- **Code that builds pages**:
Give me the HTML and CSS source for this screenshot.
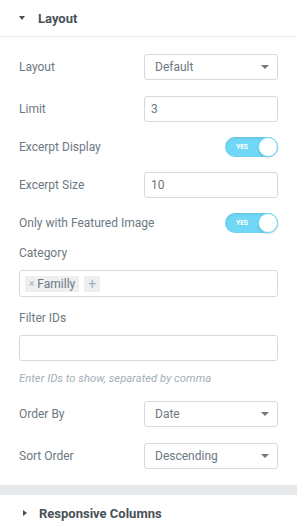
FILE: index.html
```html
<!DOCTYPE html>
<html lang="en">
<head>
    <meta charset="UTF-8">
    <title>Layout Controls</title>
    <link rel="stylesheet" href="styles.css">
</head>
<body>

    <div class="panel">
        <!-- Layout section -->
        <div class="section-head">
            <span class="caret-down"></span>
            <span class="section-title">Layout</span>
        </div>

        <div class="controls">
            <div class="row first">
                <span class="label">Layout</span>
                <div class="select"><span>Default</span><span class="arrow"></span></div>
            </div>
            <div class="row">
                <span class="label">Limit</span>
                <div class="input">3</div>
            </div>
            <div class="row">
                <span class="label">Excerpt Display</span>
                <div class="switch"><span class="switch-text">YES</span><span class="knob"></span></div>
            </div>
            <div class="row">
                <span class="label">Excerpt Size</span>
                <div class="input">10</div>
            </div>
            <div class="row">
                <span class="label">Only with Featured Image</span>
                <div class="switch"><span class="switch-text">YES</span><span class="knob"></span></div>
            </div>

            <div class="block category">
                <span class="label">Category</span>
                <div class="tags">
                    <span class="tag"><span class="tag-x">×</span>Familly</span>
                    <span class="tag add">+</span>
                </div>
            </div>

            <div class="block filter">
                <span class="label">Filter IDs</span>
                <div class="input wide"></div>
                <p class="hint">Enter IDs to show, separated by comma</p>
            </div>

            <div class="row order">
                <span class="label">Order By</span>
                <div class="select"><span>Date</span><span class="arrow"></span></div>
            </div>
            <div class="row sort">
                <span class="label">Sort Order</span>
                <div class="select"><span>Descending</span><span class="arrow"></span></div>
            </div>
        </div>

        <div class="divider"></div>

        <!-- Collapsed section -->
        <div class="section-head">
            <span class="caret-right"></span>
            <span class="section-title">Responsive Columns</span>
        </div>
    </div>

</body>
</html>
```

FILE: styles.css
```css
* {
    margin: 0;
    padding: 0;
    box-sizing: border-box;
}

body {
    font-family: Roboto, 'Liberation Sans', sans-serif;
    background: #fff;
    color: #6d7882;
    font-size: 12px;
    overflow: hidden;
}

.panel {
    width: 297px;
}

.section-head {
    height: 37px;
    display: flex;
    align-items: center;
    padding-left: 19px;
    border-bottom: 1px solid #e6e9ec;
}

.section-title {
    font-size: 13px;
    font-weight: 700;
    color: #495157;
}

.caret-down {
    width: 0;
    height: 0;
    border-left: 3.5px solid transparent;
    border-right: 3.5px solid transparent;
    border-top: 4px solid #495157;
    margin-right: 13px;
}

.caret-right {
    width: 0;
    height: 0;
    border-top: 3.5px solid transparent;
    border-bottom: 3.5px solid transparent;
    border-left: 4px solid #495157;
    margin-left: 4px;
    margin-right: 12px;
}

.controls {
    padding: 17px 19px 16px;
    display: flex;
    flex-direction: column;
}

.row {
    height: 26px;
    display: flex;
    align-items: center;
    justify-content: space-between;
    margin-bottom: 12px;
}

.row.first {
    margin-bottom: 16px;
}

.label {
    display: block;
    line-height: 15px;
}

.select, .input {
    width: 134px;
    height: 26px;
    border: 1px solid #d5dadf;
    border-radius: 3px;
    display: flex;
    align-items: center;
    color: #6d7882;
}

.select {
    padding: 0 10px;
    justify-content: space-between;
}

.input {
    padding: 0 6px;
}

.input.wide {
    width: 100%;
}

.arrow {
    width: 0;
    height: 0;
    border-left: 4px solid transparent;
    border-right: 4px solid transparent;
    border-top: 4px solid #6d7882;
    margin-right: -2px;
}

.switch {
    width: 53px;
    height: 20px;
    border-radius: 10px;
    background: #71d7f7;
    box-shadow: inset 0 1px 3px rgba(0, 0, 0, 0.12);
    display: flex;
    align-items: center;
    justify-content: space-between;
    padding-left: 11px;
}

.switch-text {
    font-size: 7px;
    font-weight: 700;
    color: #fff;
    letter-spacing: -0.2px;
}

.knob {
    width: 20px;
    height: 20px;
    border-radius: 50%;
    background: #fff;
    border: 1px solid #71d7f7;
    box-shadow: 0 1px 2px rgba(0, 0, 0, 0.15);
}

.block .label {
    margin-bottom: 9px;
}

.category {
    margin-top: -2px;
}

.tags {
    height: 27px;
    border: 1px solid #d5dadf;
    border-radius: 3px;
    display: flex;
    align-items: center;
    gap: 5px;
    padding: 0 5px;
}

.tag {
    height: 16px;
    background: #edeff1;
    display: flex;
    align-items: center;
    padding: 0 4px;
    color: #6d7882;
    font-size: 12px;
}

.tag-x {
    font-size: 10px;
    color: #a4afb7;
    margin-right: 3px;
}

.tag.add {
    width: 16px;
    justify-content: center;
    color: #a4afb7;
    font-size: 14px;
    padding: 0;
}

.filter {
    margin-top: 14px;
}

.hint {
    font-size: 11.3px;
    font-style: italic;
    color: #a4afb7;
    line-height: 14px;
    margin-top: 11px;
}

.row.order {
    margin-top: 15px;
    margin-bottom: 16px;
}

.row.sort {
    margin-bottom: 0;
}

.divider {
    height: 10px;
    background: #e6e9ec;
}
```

* * *

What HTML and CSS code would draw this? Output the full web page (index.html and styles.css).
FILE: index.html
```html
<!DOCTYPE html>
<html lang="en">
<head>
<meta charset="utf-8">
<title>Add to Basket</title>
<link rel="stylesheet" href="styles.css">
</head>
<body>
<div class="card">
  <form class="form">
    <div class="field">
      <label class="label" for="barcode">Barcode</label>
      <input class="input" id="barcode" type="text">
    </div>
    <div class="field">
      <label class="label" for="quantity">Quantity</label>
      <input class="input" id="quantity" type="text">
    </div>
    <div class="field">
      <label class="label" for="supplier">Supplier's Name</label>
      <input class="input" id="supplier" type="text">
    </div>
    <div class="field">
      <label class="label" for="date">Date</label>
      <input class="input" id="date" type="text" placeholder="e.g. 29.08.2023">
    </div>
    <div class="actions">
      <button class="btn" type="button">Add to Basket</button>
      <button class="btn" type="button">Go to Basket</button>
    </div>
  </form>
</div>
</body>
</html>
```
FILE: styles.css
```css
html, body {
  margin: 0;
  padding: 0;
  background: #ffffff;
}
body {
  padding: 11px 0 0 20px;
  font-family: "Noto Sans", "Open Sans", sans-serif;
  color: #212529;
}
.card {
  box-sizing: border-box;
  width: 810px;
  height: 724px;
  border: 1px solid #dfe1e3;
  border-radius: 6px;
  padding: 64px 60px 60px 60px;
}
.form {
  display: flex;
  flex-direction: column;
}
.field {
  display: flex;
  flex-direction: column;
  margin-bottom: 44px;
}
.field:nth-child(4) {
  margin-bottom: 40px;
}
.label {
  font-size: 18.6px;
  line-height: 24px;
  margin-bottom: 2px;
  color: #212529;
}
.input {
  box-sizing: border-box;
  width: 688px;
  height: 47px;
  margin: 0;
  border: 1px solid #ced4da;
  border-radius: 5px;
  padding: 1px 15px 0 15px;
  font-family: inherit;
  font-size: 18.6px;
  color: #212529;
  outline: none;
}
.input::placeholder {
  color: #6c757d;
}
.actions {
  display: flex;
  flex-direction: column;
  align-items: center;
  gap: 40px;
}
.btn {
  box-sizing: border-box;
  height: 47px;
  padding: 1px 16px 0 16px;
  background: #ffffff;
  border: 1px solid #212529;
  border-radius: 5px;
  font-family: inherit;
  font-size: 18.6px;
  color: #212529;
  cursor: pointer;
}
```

- **GOAL**: Tell how many lines of the records above hold the string "styles". Give no other text.

- **ANSWER TO THIS PROBLEM**: 5